可选地,本申请实施例中涉及的终端设备根据第二RIV确定出RB start2=2以及L=3的过程可以参见上述关于“终端设备根据第一RIV确定出RB start1=0以及L=2”的过程,在此不再赘述。当然,终端设备根据第二RIV确定出RB start2=2以及L=3的过程还可以为其它现有的方式或未来的方式,在本申请实施例中不作限制。
本实施例中,网络设备通过向终端设备发送资源指示信息;其中,所述资源指示信息包括:第二资源指示值RIV(用于指示网络设备为终端设备所分配的至少一个BWP上的资源的位置信息以及所述至少一个BWP的带宽信息);进一步地,终端设备根据所述资源指示信息确定出所述资源指示信息对应的资源,并在所述资源指示信息对应的资源上向网络设备发送上行数据;进一步地,网络设备在所述资源指示信息对应的资源上,接收所述终端设备发送的所述上行数据。可见,本实施例中,网络设备向终端设备所发送的资源指示信息,不仅用于指示网络设备为终端设备所分配的至少一个BWP上的资源的位置信息而且还用于指示至少一个BWP的带宽信息,以便于终端设备能 够根据所述资源指示信息确定出网络设备所分配的资源;因此,本实施例中网络设备可以为终端设备指示任意大小的系统带宽和/或系统带宽中的任意BWP上的资源,使得终端设备能够在所指示的资源上进行数据传输,从而实现了灵活的数据传输。

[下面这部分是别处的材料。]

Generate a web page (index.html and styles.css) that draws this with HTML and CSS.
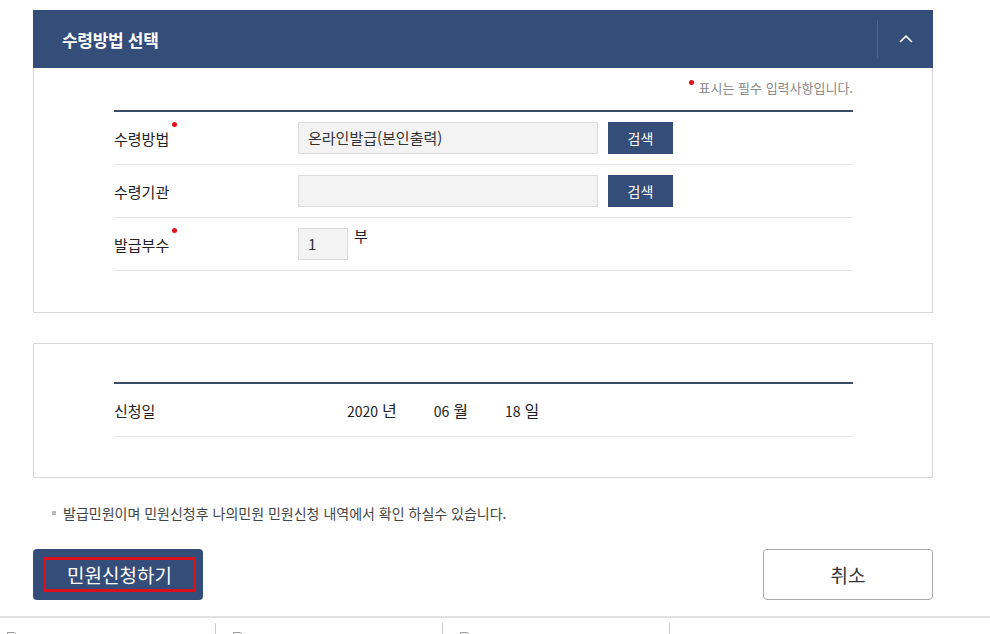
FILE: index.html
```html
<!DOCTYPE html>
<html lang="ko">
<head>
<meta charset="utf-8">
<title>수령방법 선택</title>
<link rel="stylesheet" href="styles.css">
</head>
<body>
<div class="wrap">
  <section class="panel">
    <div class="panel-head">
      <h2 class="panel-title">수령방법 선택</h2>
      <button class="toggle" type="button" aria-label="접기">
        <svg width="14" height="8" viewBox="0 0 14 8"><path d="M1 7 L7 1.2 L13 7" fill="none" stroke="#fff" stroke-width="1.6"/></svg>
      </button>
    </div>
    <div class="panel-body">
      <p class="req-note"><span class="req-dot"></span>표시는 필수 입력사항입니다.</p>
      <div class="form-table">
        <div class="row">
          <div class="label"><span class="req">수령방법</span></div>
          <div class="value">
            <div class="input wide">온라인발급(본인출력)</div>
            <button class="btn-search" type="button">검색</button>
          </div>
        </div>
        <div class="row">
          <div class="label"><span>수령기관</span></div>
          <div class="value">
            <div class="input wide"></div>
            <button class="btn-search" type="button">검색</button>
          </div>
        </div>
        <div class="row">
          <div class="label"><span class="req">발급부수</span></div>
          <div class="value">
            <div class="input small">1</div>
            <span class="unit">부</span>
          </div>
        </div>
      </div>
    </div>
  </section>

  <section class="panel plain">
    <div class="panel-body second">
      <div class="form-table">
        <div class="row date-row">
          <div class="label"><span>신청일</span></div>
          <div class="value dates">
            <span class="d">2020 <b>년</b></span>
            <span class="d">06 <b>월</b></span>
            <span class="d">18 <b>일</b></span>
          </div>
        </div>
      </div>
    </div>
  </section>

  <p class="info"><span class="bullet"></span>발급민원이며 민원신청후 나의민원 민원신청 내역에서 확인 하실수 있습니다.</p>

  <div class="actions">
    <button class="btn-submit" type="button"><span class="focus-ring">민원신청하기</span></button>
    <button class="btn-cancel" type="button">취소</button>
  </div>
</div>

<div class="footer-strip">
  <div class="cell first"><svg class="doc" width="11" height="13" viewBox="0 0 11 13"><path d="M0.5 0.5 H7.5 L10.5 3.5 V12.5 H0.5 Z" fill="#fff" stroke="#999"/></svg></div>
  <div class="cell"><svg class="doc" width="11" height="13" viewBox="0 0 11 13"><path d="M0.5 0.5 H7.5 L10.5 3.5 V12.5 H0.5 Z" fill="#fff" stroke="#999"/></svg></div>
  <div class="cell"><svg class="doc" width="11" height="13" viewBox="0 0 11 13"><path d="M0.5 0.5 H7.5 L10.5 3.5 V12.5 H0.5 Z" fill="#fff" stroke="#999"/></svg></div>
  <div class="cell last"></div>
</div>
</body>
</html>
```

FILE: styles.css
```css
* { box-sizing: border-box; }
html, body { margin: 0; padding: 0; background: #fff; }
body {
  font-family: "Noto Sans CJK KR", "Noto Sans", sans-serif;
  color: #333;
  overflow: hidden;
  height: 634px;
}
.wrap {
  width: 900px;
  margin-left: 33px;
  padding-top: 10px;
}
.panel-head {
  height: 58px;
  background: #354d79;
  display: flex;
  align-items: center;
  justify-content: space-between;
}
.panel-title {
  margin: 0;
  padding-left: 29px;
  font-size: 17px;
  font-weight: 700;
  color: #fff;
  letter-spacing: -0.3px;
}
.toggle {
  width: 56px;
  height: 38px;
  border: 0;
  border-left: 1px solid #4a6190;
  background: transparent;
  padding: 0;
  display: flex;
  align-items: center;
  justify-content: center;
  cursor: pointer;
}
.panel-body {
  border: 1px solid #d6d6d6;
  border-top: 0;
  padding: 9px 79px 41px 80px;
}
.panel.plain .panel-body { border-top: 1px solid #d6d6d6; }
.panel-body.second { padding-top: 38px; padding-bottom: 40px; }
.panel.plain { margin-top: 30px; }

.req-note {
  margin: 0 0 11px;
  text-align: right;
  font-size: 13px;
  line-height: 22px;
  color: #888;
}
.req-dot {
  display: inline-block;
  width: 5px;
  height: 5px;
  border-radius: 50%;
  background: #e0101a;
  vertical-align: top;
  margin-top: 3px;
  margin-right: 5px;
}
.form-table { border-top: 2px solid #3b4c68; }
.row {
  display: flex;
  align-items: center;
  height: 53px;
  border-bottom: 1px solid #e6e6e6;
}
.label {
  width: 184px;
  font-size: 15px;
  color: #222;
}
.label span { position: relative; }
.label .req::after {
  content: "";
  position: absolute;
  right: -8px;
  top: -6px;
  width: 5px;
  height: 5px;
  border-radius: 50%;
  background: #e0101a;
}
.value { display: flex; align-items: center; }
.input {
  height: 32px;
  border: 1px solid #dcdcdc;
  background: #f3f3f3;
  font-size: 15px;
  color: #333;
  line-height: 30px;
  padding-left: 9px;
}
.input.wide { width: 300px; }
.input.small { width: 50px; }
.btn-search {
  margin-left: 10px;
  width: 65px;
  height: 32px;
  border: 0;
  background: #354d79;
  color: #fff;
  font-family: inherit;
  font-size: 14px;
  padding: 0;
}
.unit {
  margin-left: 6px;
  font-size: 15px;
  align-self: flex-start;
  margin-top: -3px;
  color: #222;
}
.dates { padding-left: 49px; font-size: 14px; color: #222; }
.dates .d { margin-right: 37px; }
.dates b { font-weight: 400; font-size: 16px; }

.info {
  margin: 24px 0 0 19px;
  font-size: 14px;
  color: #444;
  line-height: 22px;
  display: flex;
  align-items: center;
}
.bullet {
  width: 4px;
  height: 4px;
  background: #bbb;
  margin-right: 7px;
}
.actions {
  margin-top: 25px;
  display: flex;
  justify-content: space-between;
}
.btn-submit {
  width: 170px;
  height: 51px;
  border: 0;
  border-radius: 4px;
  background: #354d79;
  padding: 8px 7px 8px 10px;
  display: flex;
}
.focus-ring {
  flex: 1;
  border: 3px solid #d9111b;
  display: flex;
  align-items: center;
  justify-content: center;
  color: #fff;
  font-family: "Noto Sans CJK KR", sans-serif;
  font-size: 19px;
}
.btn-cancel {
  width: 170px;
  height: 51px;
  border: 1px solid #aaa;
  border-radius: 4px;
  background: #fff;
  color: #333;
  font-family: inherit;
  font-size: 19px;
}
.footer-strip {
  margin-top: 16px;
  border-top: 2px solid #e2e2e2;
  display: flex;
  padding-top: 5px;
}
.cell {
  width: 227px;
  height: 20px;
  border-right: 1px solid #ccc;
  padding: 9px 0 0 17px;
}
.cell.first { width: 216px; padding-left: 7px; }
.cell.last { border-right: 0; flex: 1; }
.doc { display: block; }
```
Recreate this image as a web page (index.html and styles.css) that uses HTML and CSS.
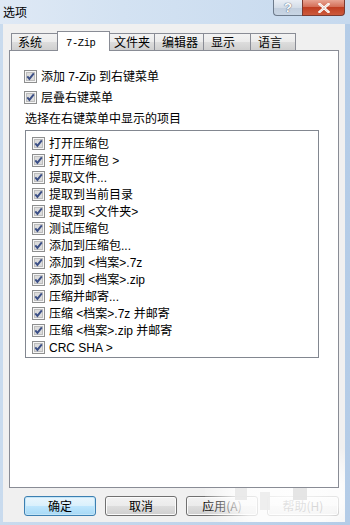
FILE: index.html
```html
<!DOCTYPE html>
<html lang="zh-CN">
<head>
<meta charset="utf-8">
<title>选项</title>
<link rel="stylesheet" href="styles.css">
</head>
<body>
<div class="window">
  <div class="titlebar">
    <span class="title">选项</span>
    <div class="caption-btns">
      <div class="cbtn help">?</div>
      <div class="cbtn close">
        <svg width="12" height="10" viewBox="0 0 12 10"><path d="M1.5 1 L10.5 9 M10.5 1 L1.5 9" stroke="#fff" stroke-width="2.4" stroke-linecap="square"/><path d="M1.5 1 L10.5 9 M10.5 1 L1.5 9" stroke="#7a2a1c" stroke-width="0.6" opacity="0.35"/></svg>
      </div>
    </div>
  </div>
  <div class="client">
    <div class="tabs">
      <div class="tab t1">系统</div>
      <div class="tab sel"><span class="mono">7-Zip</span></div>
      <div class="tab t3">文件夹</div>
      <div class="tab t4">编辑器</div>
      <div class="tab t5">显示</div>
      <div class="tab t6">语言</div>
    </div>
    <div class="panel">
      <div class="opt"><svg class="cb" width="13" height="13" viewBox="0 0 13 13"><rect x="0.5" y="0.5" width="12" height="12" fill="#f6f6f6" stroke="#8e8f8f"/><rect x="2.5" y="2.5" width="8" height="8" fill="#dcdcdc" stroke="#bdbdbd"/><path d="M3.3 6.4 L5.4 8.9 L9.8 3.3" fill="none" stroke="#3b4f86" stroke-width="1.9"/></svg><span>添加 7-Zip 到右键菜单</span></div>
      <div class="opt"><svg class="cb" width="13" height="13" viewBox="0 0 13 13"><rect x="0.5" y="0.5" width="12" height="12" fill="#f6f6f6" stroke="#8e8f8f"/><rect x="2.5" y="2.5" width="8" height="8" fill="#dcdcdc" stroke="#bdbdbd"/><path d="M3.3 6.4 L5.4 8.9 L9.8 3.3" fill="none" stroke="#3b4f86" stroke-width="1.9"/></svg><span>层叠右键菜单</span></div>
      <div class="opt label">选择在右键菜单中显示的项目</div>
      <div class="listbox">
        <div class="item"><svg class="cb" width="13" height="13" viewBox="0 0 13 13"><rect x="0.5" y="0.5" width="12" height="12" fill="#f6f6f6" stroke="#8e8f8f"/><rect x="2.5" y="2.5" width="8" height="8" fill="#dcdcdc" stroke="#bdbdbd"/><path d="M3.3 6.4 L5.4 8.9 L9.8 3.3" fill="none" stroke="#3b4f86" stroke-width="1.9"/></svg><span>打开压缩包</span></div>
        <div class="item"><svg class="cb" width="13" height="13" viewBox="0 0 13 13"><rect x="0.5" y="0.5" width="12" height="12" fill="#f6f6f6" stroke="#8e8f8f"/><rect x="2.5" y="2.5" width="8" height="8" fill="#dcdcdc" stroke="#bdbdbd"/><path d="M3.3 6.4 L5.4 8.9 L9.8 3.3" fill="none" stroke="#3b4f86" stroke-width="1.9"/></svg><span>打开压缩包 &gt;</span></div>
        <div class="item"><svg class="cb" width="13" height="13" viewBox="0 0 13 13"><rect x="0.5" y="0.5" width="12" height="12" fill="#f6f6f6" stroke="#8e8f8f"/><rect x="2.5" y="2.5" width="8" height="8" fill="#dcdcdc" stroke="#bdbdbd"/><path d="M3.3 6.4 L5.4 8.9 L9.8 3.3" fill="none" stroke="#3b4f86" stroke-width="1.9"/></svg><span>提取文件...</span></div>
        <div class="item"><svg class="cb" width="13" height="13" viewBox="0 0 13 13"><rect x="0.5" y="0.5" width="12" height="12" fill="#f6f6f6" stroke="#8e8f8f"/><rect x="2.5" y="2.5" width="8" height="8" fill="#dcdcdc" stroke="#bdbdbd"/><path d="M3.3 6.4 L5.4 8.9 L9.8 3.3" fill="none" stroke="#3b4f86" stroke-width="1.9"/></svg><span>提取到当前目录</span></div>
        <div class="item"><svg class="cb" width="13" height="13" viewBox="0 0 13 13"><rect x="0.5" y="0.5" width="12" height="12" fill="#f6f6f6" stroke="#8e8f8f"/><rect x="2.5" y="2.5" width="8" height="8" fill="#dcdcdc" stroke="#bdbdbd"/><path d="M3.3 6.4 L5.4 8.9 L9.8 3.3" fill="none" stroke="#3b4f86" stroke-width="1.9"/></svg><span>提取到 &lt;文件夹&gt;</span></div>
        <div class="item"><svg class="cb" width="13" height="13" viewBox="0 0 13 13"><rect x="0.5" y="0.5" width="12" height="12" fill="#f6f6f6" stroke="#8e8f8f"/><rect x="2.5" y="2.5" width="8" height="8" fill="#dcdcdc" stroke="#bdbdbd"/><path d="M3.3 6.4 L5.4 8.9 L9.8 3.3" fill="none" stroke="#3b4f86" stroke-width="1.9"/></svg><span>测试压缩包</span></div>
        <div class="item"><svg class="cb" width="13" height="13" viewBox="0 0 13 13"><rect x="0.5" y="0.5" width="12" height="12" fill="#f6f6f6" stroke="#8e8f8f"/><rect x="2.5" y="2.5" width="8" height="8" fill="#dcdcdc" stroke="#bdbdbd"/><path d="M3.3 6.4 L5.4 8.9 L9.8 3.3" fill="none" stroke="#3b4f86" stroke-width="1.9"/></svg><span>添加到压缩包...</span></div>
        <div class="item"><svg class="cb" width="13" height="13" viewBox="0 0 13 13"><rect x="0.5" y="0.5" width="12" height="12" fill="#f6f6f6" stroke="#8e8f8f"/><rect x="2.5" y="2.5" width="8" height="8" fill="#dcdcdc" stroke="#bdbdbd"/><path d="M3.3 6.4 L5.4 8.9 L9.8 3.3" fill="none" stroke="#3b4f86" stroke-width="1.9"/></svg><span>添加到 &lt;档案&gt;.7z</span></div>
        <div class="item"><svg class="cb" width="13" height="13" viewBox="0 0 13 13"><rect x="0.5" y="0.5" width="12" height="12" fill="#f6f6f6" stroke="#8e8f8f"/><rect x="2.5" y="2.5" width="8" height="8" fill="#dcdcdc" stroke="#bdbdbd"/><path d="M3.3 6.4 L5.4 8.9 L9.8 3.3" fill="none" stroke="#3b4f86" stroke-width="1.9"/></svg><span>添加到 &lt;档案&gt;.zip</span></div>
        <div class="item"><svg class="cb" width="13" height="13" viewBox="0 0 13 13"><rect x="0.5" y="0.5" width="12" height="12" fill="#f6f6f6" stroke="#8e8f8f"/><rect x="2.5" y="2.5" width="8" height="8" fill="#dcdcdc" stroke="#bdbdbd"/><path d="M3.3 6.4 L5.4 8.9 L9.8 3.3" fill="none" stroke="#3b4f86" stroke-width="1.9"/></svg><span>压缩并邮寄...</span></div>
        <div class="item"><svg class="cb" width="13" height="13" viewBox="0 0 13 13"><rect x="0.5" y="0.5" width="12" height="12" fill="#f6f6f6" stroke="#8e8f8f"/><rect x="2.5" y="2.5" width="8" height="8" fill="#dcdcdc" stroke="#bdbdbd"/><path d="M3.3 6.4 L5.4 8.9 L9.8 3.3" fill="none" stroke="#3b4f86" stroke-width="1.9"/></svg><span>压缩 &lt;档案&gt;.7z 并邮寄</span></div>
        <div class="item"><svg class="cb" width="13" height="13" viewBox="0 0 13 13"><rect x="0.5" y="0.5" width="12" height="12" fill="#f6f6f6" stroke="#8e8f8f"/><rect x="2.5" y="2.5" width="8" height="8" fill="#dcdcdc" stroke="#bdbdbd"/><path d="M3.3 6.4 L5.4 8.9 L9.8 3.3" fill="none" stroke="#3b4f86" stroke-width="1.9"/></svg><span>压缩 &lt;档案&gt;.zip 并邮寄</span></div>
        <div class="item"><svg class="cb" width="13" height="13" viewBox="0 0 13 13"><rect x="0.5" y="0.5" width="12" height="12" fill="#f6f6f6" stroke="#8e8f8f"/><rect x="2.5" y="2.5" width="8" height="8" fill="#dcdcdc" stroke="#bdbdbd"/><path d="M3.3 6.4 L5.4 8.9 L9.8 3.3" fill="none" stroke="#3b4f86" stroke-width="1.9"/></svg><span>CRC SHA &gt;</span></div>
      </div>
    </div>
    <div class="buttons">
      <div class="btn default">确定</div>
      <div class="btn">取消</div>
      <div class="btn">应用(A)</div>
      <div class="btn">帮助(H)</div>
    </div>
  </div>
</div>
<div class="watermark">
  <div class="wm-glow"></div>
  <div class="blk b1"></div>
  <div class="blk b2"></div>
  <div class="blk b3"></div>
  <div class="blk b4"></div>
  <div class="blk b5"></div>
</div>
</body>
</html>
```

FILE: styles.css
```css
* { box-sizing: border-box; }
html, body { margin: 0; padding: 0; }
body {
  width: 350px;
  height: 525px;
  overflow: hidden;
  position: relative;
  font-family: "Liberation Sans", "Noto Sans CJK SC", sans-serif;
  font-size: 12px;
  color: #000;
}
.window {
  width: 350px;
  height: 525px;
  background: linear-gradient(to right, #c9dbee 0%, #bed3ea 60%, #b4cce7 100%);
  display: flex;
  flex-direction: column;
}
.titlebar {
  height: 24px;
  display: flex;
  justify-content: space-between;
  align-items: flex-start;
  padding-right: 5px;
  background: linear-gradient(to right, #dfe9f5 0%, #d3e2f2 35%, #c6d9ee 100%);
}
.title {
  padding-left: 3px;
  line-height: 24px;
  font-size: 12px;
  font-family: "Noto Sans CJK SC", sans-serif;
}
.caption-btns {
  display: flex;
  height: 16px;
}
.cbtn {
  height: 16px;
  display: flex;
  align-items: center;
  justify-content: center;
  border: 1px solid #6d7b8c;
  border-top: none;
}
.help {
  width: 29px;
  border-radius: 0 0 0 4px;
  background: linear-gradient(to bottom, #e9eef5 0%, #d4dde8 50%, #c2cedd 51%, #c8d5e4 100%);
  color: #fff;
  font-weight: bold;
  font-size: 13px;
  text-shadow: 0 0 1px #56647a, 0 0 1px #56647a;
  border-right: none;
}
.close {
  width: 43px;
  border-radius: 0 0 4px 0;
  border-color: #7b3a30;
  background: linear-gradient(to bottom, #e8a493 0%, #d46f58 45%, #c03e22 50%, #cc5a3c 100%);
}
.client {
  margin-left: 3px;
  width: 342px;
  height: 498px;
  background: #f0f0f0;
  padding-top: 7px;
}
.tabs {
  display: flex;
  align-items: flex-end;
  height: 20px;
  margin-left: 8px;
  position: relative;
  z-index: 2;
}
.tab {
  height: 17px;
  margin-bottom: 1px;
  border: 1px solid #898c95;
  border-bottom: none;
  margin-right: -1px;
  background: linear-gradient(to bottom, #f3f3f3 0%, #ebebeb 50%, #dddddd 51%, #cfcfcf 100%);
  font-family: "Noto Sans CJK SC", sans-serif;
  font-size: 12px;
  line-height: 16px;
  padding-left: 6px;
  white-space: nowrap;
}
.t1 { width: 49px; }
.t3 { width: 47px; padding-left: 5px; }
.t4 { width: 50px; padding-left: 7px; }
.t5 { width: 48px; padding-left: 7px; }
.t6 { width: 46px; padding-left: 7px; }
.tab.sel {
  height: 20px;
  margin-bottom: 0;
  width: 53px;
  margin-left: -2px;
  margin-right: -2px;
  background: #fff;
  position: relative;
  z-index: 3;
  padding-left: 8px;
  line-height: 17px;
}
.mono {
  font-family: "Liberation Mono", monospace;
  font-size: 10.5px;
  letter-spacing: -0.4px;
}
.panel {
  margin: -1px 0 0 6px;
  width: 330px;
  height: 438px;
  border: 1px solid #898c95;
  background: #fff;
  padding: 15px 0 0 14px;
  position: relative;
  z-index: 1;
}
.opt {
  height: 21px;
  display: flex;
  align-items: center;
  gap: 4px;
  font-family: "Liberation Sans", "Noto Sans CJK SC", sans-serif;
  font-size: 12px;
  line-height: 14px;
}
.opt.label { padding-left: 1px; }
.cb { flex: none; display: block; }
.listbox {
  margin: 1px 0 0 1px;
  width: 294px;
  border: 1px solid #828790;
  padding: 4px 0 1px 6px;
}
.item {
  height: 17px;
  display: flex;
  align-items: center;
  gap: 4px;
  font-size: 12px;
  line-height: 14px;
}
.buttons {
  display: flex;
  gap: 9px;
  padding-left: 21px;
  margin-top: 8px;
}
.btn {
  width: 72px;
  height: 20px;
  border: 1px solid #707070;
  border-radius: 3px;
  background: linear-gradient(to bottom, #f2f2f2 0%, #ebebeb 50%, #dddddd 51%, #cfcfcf 100%);
  box-shadow: inset 0 0 0 1px #fbfbfb;
  display: flex;
  align-items: center;
  justify-content: center;
  font-family: "Noto Sans CJK SC", sans-serif;
  font-size: 12px;
  line-height: 14px;
}
.btn.default {
  border-color: #3c7fb1;
  background: linear-gradient(to bottom, #eaf6fd 0%, #d9f0fc 50%, #bee6fd 51%, #a7d9f5 100%);
  box-shadow: inset 0 0 0 1px #c3e5f7;
}
.watermark {
  position: absolute;
  left: 205px;
  top: 440px;
  width: 140px;
  height: 82px;
  pointer-events: none;
}
.wm-glow {
  position: absolute;
  inset: 0;
  background: radial-gradient(ellipse at 60% 65%, rgba(255,255,255,0.92) 0%, rgba(255,255,255,0.8) 45%, rgba(255,255,255,0) 75%);
}
.blk { position: absolute; }
.b1 { left: 30px; top: 48px; width: 12px; height: 12px; background: rgba(232,232,232,0.9); }
.b2 { left: 65px; top: 30px; width: 10px; height: 10px; background: rgba(228,228,228,0.9); }
.b3 { left: 55px; top: 52px; width: 10px; height: 18px; background: rgba(236,236,236,0.9); }
.b4 { left: 88px; top: 48px; width: 14px; height: 12px; background: rgba(226,226,226,0.9); }
.b5 { left: 110px; top: 35px; width: 16px; height: 14px; background: rgba(255,255,255,0.85); }
```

本申请另一实施例提供的数据传输方法中,在上述实施例的基础上,对上述当网络设备按照预设顺序向终端设备发送系统带宽中的每个BWP对应的资源指示信息(其中,每个BWP对应的资源指示信息用于指示所述BWP上的资源的位置信息,且每个BWP对应的资源指示信息的发送顺序与所述BWP在所述系统带宽中的位置信息一一对应)时的实现过程进行详细描述:
假设子载波间隔为15kHz,则80MHz系统带宽对应的传输带宽为400RB,该传输带宽可以被预先划分为4个20MHz大小的BWP(如BWP#0、BWP#1、BWP#2以及BWP#3),每个20M的BWP均由100个RB构成,根据每个IRG包括10个RB的结构作为资源分配的基本单位。图6为本实施例提供的资源分配示意图三,如图6所示,假设网络设备确定将BWP#0上的IRG 1-IRG3、BWP#1上的IRG3-IRG4以及BWP#3上的IRG 0-IRG3分配给终端设备,则网络设备确定BWP#0上的RB start2=1以及L=3、BWP#1上的RB start2=3以及L=2,以及BWP#3上的RB start2=0以及L=4。进一步地,网络设备根据BWP#0上的RB start2=1以及L=3,按照N(L-1)+RB start2确定BWP#0对应的第三RIV为21(即二进制为010101)、根据BWP#1上的RB start2=3以及L=2,按照N(L-1)+RB start2确定BWP#1对应的第三RIV为13(即二进制为001101)、根据BWP#3上的RB start2=0以及L=4,按照N(L-1)+RB start2确定BWP#3对应的第三RIV为30(即二进制为011110)、以及对于未给终端设备分配资源的BWP#2对应的第三RIV为预设数值(例如二进制为111111)。进一步地,网络设备按顺序依次向终端设备发送BWP#0对应的第三RIV、BWP#1对应的第三RIV、BWP#2对应的第三RIV以及BWP#3对应的第三RIV。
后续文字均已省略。